The exercise: Copy out each line that mentions the word "TypeScript".

Supplied records:
┄┄┄┄┄┄

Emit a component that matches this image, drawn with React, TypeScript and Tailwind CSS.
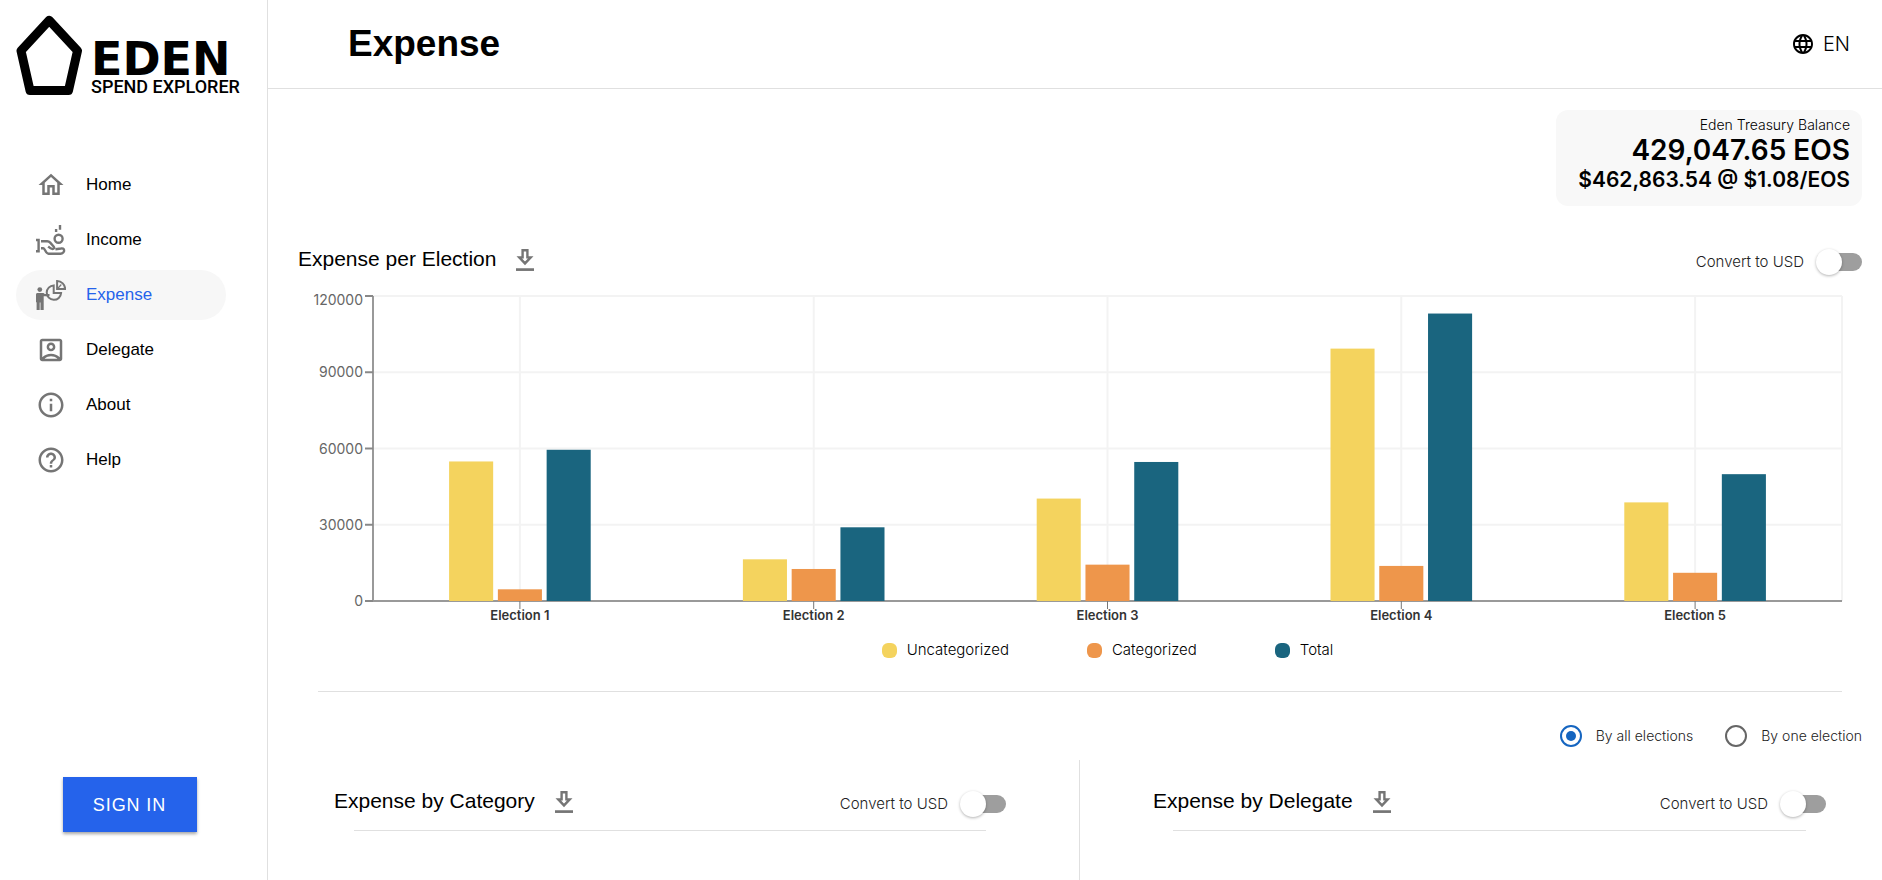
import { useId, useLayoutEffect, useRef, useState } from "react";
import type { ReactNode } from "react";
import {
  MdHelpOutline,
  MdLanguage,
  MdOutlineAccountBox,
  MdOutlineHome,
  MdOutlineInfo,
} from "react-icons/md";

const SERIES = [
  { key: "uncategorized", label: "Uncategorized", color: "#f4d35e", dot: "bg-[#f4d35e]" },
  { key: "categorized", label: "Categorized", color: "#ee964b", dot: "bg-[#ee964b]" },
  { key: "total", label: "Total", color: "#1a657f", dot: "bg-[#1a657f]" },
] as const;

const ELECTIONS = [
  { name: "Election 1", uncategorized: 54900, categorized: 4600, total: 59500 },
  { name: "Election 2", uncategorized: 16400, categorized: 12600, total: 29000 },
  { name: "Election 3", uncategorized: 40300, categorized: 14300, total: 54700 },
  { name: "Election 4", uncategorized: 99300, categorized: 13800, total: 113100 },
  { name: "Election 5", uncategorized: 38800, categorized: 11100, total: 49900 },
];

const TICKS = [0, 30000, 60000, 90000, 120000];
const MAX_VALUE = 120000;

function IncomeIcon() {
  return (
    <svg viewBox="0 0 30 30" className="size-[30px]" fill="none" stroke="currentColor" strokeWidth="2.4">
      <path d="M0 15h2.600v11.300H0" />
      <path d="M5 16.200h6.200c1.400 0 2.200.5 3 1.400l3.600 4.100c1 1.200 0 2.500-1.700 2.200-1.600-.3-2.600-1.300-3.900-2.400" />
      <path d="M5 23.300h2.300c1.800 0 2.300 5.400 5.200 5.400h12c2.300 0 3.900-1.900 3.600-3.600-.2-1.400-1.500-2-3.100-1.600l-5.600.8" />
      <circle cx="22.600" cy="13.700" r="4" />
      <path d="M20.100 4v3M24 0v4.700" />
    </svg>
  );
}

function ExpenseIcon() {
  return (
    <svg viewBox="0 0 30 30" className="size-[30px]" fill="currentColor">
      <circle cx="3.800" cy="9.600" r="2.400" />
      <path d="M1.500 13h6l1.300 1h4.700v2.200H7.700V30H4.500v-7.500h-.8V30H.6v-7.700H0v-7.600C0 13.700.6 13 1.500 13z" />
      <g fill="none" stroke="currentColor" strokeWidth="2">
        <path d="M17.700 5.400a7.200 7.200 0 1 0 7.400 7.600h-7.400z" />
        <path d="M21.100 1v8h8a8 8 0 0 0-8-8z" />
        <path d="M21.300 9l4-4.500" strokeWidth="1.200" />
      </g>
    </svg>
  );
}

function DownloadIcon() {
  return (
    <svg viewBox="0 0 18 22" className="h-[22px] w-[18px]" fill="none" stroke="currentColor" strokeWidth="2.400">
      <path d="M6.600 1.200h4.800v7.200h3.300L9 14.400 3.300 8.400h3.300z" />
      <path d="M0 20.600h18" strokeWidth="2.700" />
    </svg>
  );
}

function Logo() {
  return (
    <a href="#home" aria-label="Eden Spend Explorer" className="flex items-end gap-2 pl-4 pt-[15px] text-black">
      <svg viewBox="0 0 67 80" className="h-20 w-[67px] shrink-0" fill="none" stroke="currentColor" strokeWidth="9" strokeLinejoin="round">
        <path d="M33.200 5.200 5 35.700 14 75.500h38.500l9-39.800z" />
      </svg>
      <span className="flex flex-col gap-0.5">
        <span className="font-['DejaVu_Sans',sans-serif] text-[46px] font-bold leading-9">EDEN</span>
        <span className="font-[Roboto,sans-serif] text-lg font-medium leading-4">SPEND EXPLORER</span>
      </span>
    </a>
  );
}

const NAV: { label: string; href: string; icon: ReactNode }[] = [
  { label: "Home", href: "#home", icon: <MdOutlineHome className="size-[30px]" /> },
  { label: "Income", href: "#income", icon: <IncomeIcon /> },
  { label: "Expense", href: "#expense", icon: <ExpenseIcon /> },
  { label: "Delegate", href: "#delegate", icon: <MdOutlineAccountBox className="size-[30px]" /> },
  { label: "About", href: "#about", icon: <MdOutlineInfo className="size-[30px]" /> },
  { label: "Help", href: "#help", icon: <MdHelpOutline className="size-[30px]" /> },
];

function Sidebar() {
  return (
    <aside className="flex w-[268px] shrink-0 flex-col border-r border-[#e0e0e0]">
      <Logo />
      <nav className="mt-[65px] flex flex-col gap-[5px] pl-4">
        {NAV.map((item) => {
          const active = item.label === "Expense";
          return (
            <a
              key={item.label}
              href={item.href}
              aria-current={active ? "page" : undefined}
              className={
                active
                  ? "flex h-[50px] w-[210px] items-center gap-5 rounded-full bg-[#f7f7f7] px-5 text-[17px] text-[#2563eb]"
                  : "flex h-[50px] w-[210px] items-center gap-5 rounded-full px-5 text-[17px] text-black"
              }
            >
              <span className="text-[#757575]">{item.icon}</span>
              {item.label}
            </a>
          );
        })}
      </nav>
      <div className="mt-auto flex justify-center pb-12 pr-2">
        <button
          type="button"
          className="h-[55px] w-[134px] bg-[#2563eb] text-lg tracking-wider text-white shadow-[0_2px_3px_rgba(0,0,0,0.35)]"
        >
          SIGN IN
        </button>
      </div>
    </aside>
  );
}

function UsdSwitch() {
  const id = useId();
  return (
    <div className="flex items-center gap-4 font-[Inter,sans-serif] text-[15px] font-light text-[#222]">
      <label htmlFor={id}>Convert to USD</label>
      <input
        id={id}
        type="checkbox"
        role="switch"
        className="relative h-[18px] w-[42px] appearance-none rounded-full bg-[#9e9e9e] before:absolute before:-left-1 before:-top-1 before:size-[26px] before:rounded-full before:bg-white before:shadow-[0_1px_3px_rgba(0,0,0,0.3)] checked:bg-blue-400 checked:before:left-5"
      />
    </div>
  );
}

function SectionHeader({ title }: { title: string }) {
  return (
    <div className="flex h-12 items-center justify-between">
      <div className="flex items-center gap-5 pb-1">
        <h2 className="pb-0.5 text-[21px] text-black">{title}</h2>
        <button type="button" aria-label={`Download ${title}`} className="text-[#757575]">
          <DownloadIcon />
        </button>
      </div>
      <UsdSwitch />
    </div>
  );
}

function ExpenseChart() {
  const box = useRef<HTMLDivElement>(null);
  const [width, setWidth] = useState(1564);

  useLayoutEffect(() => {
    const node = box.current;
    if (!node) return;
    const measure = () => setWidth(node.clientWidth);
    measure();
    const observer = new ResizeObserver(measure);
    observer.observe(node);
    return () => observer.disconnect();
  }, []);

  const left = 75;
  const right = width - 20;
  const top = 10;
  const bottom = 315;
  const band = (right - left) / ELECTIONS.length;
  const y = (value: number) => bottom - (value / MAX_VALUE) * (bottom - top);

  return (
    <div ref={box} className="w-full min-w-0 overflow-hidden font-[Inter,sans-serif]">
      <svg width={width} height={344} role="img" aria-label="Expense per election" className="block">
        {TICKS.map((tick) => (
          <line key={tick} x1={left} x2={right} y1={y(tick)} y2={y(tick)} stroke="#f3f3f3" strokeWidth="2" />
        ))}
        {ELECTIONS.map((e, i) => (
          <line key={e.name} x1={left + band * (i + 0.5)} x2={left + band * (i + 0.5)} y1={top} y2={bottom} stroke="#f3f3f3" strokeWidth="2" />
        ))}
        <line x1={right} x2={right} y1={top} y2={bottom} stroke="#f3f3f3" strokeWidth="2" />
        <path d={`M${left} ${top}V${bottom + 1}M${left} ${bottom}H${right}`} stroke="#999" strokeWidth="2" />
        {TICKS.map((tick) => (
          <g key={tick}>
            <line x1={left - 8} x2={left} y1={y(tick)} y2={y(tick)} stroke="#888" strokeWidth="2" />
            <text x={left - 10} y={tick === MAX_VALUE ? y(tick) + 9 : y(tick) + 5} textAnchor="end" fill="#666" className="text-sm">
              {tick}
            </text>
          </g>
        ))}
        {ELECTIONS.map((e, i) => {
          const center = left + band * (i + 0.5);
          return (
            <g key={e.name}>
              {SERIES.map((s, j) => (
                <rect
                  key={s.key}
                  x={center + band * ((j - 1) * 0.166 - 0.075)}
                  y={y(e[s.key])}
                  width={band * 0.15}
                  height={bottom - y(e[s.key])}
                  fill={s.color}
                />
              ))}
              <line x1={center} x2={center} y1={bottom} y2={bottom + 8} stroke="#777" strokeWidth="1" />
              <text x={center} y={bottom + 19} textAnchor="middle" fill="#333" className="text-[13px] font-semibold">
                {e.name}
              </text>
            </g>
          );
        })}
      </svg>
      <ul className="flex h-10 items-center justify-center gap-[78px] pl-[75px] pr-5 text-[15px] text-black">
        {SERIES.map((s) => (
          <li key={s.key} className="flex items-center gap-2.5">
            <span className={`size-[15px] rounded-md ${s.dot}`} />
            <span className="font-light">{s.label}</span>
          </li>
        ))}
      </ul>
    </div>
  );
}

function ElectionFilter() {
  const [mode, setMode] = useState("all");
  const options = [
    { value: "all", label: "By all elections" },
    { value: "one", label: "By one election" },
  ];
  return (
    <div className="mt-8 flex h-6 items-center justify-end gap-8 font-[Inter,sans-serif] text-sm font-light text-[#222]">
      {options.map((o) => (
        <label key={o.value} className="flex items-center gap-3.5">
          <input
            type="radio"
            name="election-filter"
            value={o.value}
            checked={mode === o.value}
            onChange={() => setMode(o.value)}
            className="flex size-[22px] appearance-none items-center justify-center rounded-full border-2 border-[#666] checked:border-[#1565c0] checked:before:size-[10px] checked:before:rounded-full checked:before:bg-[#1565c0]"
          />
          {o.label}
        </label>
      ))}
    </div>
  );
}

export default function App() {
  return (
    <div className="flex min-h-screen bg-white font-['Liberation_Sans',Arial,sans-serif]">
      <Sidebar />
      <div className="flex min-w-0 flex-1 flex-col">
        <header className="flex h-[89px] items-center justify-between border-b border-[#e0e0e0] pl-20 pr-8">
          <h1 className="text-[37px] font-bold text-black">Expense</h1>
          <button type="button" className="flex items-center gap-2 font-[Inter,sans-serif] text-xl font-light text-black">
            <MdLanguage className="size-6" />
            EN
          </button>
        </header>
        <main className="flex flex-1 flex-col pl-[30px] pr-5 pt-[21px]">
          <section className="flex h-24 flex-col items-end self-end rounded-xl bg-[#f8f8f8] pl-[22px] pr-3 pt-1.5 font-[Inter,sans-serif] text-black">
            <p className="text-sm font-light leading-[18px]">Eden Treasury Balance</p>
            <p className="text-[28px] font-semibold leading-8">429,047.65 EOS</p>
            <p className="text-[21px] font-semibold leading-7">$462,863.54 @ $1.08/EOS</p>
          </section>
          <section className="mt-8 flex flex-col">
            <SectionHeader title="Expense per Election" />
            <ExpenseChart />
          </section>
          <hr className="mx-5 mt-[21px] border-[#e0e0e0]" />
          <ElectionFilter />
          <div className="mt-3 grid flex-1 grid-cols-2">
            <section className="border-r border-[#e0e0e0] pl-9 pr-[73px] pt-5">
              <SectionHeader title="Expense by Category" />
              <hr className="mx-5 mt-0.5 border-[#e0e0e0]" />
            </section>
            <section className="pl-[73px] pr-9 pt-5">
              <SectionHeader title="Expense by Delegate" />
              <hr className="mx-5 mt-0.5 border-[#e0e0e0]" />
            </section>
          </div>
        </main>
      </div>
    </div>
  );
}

┄┄┄┄┄┄

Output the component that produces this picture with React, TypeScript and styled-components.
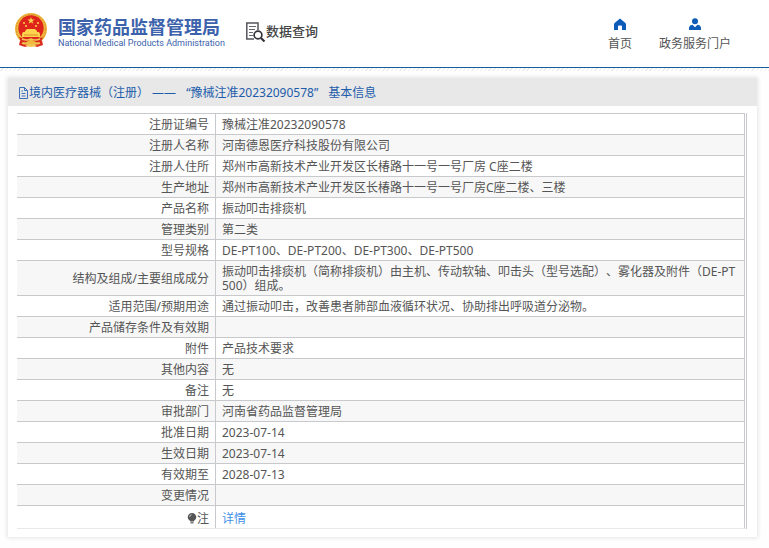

┄┄┄┄┄┄

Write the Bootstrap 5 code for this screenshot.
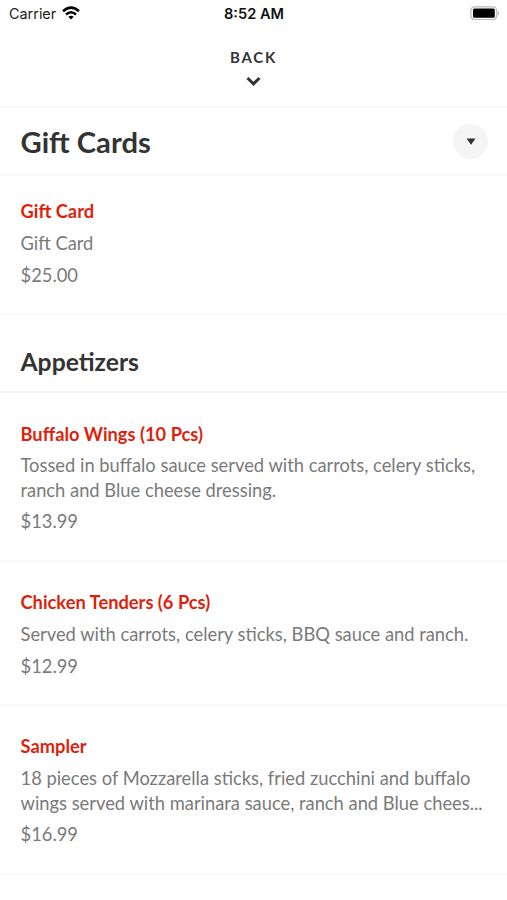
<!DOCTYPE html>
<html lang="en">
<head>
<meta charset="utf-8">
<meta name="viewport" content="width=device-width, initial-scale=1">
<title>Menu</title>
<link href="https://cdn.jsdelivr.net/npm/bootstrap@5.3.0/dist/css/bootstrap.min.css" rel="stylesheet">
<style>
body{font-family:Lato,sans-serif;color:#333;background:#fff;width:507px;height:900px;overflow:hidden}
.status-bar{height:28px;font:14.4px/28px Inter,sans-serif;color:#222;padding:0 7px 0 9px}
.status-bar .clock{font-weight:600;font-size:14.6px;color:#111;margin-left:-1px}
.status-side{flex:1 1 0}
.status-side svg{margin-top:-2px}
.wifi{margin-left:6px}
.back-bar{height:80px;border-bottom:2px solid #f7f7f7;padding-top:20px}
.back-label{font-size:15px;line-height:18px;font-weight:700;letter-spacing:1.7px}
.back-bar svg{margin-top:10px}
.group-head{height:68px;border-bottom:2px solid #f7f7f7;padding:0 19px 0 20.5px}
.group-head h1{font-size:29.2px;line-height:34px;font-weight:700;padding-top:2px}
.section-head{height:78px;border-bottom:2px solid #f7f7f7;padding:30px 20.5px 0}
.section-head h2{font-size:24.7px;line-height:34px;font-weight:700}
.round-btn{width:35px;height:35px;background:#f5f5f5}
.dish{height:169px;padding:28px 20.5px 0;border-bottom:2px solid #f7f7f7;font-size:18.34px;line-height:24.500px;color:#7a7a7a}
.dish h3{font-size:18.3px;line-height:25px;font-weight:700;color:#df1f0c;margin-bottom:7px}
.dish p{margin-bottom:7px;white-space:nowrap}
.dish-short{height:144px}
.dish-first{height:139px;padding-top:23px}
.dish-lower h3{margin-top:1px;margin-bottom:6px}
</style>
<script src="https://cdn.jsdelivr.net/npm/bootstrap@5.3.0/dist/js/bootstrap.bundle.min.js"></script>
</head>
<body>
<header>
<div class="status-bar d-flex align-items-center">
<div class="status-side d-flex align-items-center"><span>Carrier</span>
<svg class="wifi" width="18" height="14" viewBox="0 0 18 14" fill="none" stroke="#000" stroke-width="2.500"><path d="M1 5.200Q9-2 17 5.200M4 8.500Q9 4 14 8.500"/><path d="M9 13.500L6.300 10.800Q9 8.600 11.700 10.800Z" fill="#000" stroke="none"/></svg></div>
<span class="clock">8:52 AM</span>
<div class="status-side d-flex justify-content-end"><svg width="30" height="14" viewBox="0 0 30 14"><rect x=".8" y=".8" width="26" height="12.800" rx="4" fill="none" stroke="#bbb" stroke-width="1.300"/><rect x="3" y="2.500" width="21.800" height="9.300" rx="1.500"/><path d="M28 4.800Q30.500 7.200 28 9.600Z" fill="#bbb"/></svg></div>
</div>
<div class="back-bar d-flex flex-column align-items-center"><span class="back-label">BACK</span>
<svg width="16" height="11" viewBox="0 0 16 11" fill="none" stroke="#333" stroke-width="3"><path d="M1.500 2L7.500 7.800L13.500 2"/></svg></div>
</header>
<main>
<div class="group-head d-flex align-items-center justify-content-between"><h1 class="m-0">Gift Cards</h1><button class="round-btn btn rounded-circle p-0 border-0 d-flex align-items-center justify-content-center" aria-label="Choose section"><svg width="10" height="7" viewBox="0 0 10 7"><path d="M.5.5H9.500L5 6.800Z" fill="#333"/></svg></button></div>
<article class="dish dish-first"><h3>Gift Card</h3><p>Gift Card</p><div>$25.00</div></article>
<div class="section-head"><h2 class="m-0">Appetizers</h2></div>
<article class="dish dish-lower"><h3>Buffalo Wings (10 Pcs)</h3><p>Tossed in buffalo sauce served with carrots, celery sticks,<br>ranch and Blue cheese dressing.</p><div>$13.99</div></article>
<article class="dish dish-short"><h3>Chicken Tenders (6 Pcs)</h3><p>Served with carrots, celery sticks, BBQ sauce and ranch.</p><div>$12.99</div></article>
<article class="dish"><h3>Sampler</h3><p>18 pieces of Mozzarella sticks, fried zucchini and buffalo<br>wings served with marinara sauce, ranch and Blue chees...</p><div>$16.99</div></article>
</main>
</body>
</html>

┄┄┄┄┄┄

Answer in full:
Emit a component that matches this image, drawn with React, TypeScript and Tailwind CSS.
Output the component that produces this picture with React, TypeScript and styled-components.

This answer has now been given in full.